Requirement -
In the listing that follows, count each line where the word "page" appears; write nothing but the count.

[start of Material provided]

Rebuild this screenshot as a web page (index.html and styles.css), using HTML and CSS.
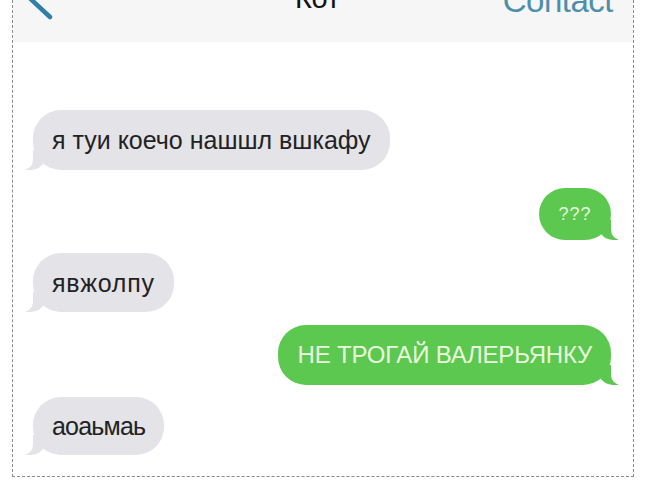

[end of Material provided]
[start of Material provided]

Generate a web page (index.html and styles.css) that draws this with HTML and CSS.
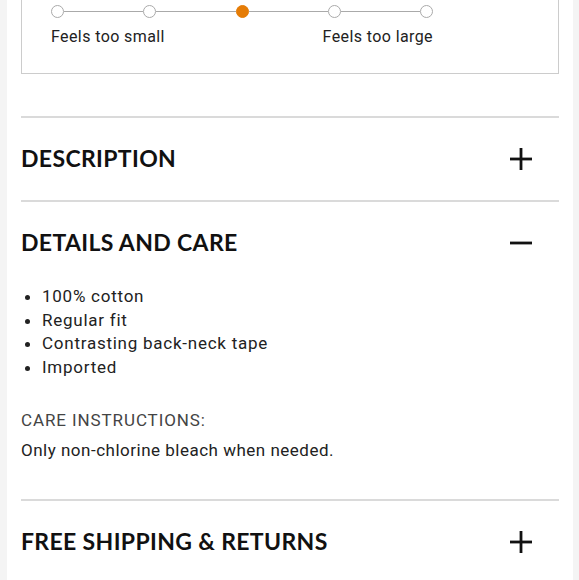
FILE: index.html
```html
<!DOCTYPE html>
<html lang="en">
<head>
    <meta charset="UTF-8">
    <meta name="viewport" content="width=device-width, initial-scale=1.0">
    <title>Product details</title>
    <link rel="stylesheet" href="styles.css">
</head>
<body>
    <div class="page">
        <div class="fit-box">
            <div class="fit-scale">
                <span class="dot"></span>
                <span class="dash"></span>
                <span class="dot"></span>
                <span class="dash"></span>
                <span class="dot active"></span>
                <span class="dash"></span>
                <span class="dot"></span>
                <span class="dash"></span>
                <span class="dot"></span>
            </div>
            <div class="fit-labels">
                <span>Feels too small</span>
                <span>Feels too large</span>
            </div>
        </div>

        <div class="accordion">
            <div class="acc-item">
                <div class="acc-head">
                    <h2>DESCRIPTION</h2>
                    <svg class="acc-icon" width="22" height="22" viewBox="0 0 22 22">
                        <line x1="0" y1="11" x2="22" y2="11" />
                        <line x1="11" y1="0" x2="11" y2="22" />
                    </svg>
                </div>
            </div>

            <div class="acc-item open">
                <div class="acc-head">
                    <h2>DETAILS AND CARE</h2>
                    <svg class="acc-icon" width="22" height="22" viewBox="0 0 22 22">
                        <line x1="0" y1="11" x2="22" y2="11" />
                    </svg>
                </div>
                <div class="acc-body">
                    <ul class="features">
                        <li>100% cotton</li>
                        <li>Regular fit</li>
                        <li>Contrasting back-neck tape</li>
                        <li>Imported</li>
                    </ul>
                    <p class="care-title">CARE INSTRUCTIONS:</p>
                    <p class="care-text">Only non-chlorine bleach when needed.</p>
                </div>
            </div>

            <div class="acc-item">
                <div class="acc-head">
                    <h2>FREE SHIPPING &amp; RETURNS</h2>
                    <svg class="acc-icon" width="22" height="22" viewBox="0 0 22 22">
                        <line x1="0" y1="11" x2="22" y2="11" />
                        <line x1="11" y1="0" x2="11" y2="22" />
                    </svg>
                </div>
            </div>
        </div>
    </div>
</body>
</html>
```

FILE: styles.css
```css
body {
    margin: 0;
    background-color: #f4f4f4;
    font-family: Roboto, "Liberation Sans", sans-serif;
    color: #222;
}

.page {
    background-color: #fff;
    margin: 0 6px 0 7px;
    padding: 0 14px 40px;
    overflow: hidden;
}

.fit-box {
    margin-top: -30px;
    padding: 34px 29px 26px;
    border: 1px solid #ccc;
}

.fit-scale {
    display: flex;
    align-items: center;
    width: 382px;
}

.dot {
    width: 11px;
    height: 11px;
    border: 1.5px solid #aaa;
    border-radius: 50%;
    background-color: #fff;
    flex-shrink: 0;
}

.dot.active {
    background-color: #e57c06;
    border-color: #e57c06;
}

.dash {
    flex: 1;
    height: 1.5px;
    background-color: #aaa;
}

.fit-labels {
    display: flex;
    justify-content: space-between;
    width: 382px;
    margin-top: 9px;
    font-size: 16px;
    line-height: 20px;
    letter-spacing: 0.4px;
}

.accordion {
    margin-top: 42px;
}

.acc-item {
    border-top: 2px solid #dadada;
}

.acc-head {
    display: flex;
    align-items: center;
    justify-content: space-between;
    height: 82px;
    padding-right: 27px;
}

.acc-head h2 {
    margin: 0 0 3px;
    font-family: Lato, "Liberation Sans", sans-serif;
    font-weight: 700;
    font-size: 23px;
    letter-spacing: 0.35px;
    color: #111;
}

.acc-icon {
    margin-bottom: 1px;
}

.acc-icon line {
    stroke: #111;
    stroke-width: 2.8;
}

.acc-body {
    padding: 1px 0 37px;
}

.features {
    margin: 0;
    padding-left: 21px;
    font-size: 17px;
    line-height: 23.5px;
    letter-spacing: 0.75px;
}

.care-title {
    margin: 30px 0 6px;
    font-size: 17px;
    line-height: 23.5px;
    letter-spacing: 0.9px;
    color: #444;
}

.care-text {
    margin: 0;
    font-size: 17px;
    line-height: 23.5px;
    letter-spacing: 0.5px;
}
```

[end of Material provided]

Finished exercise -
4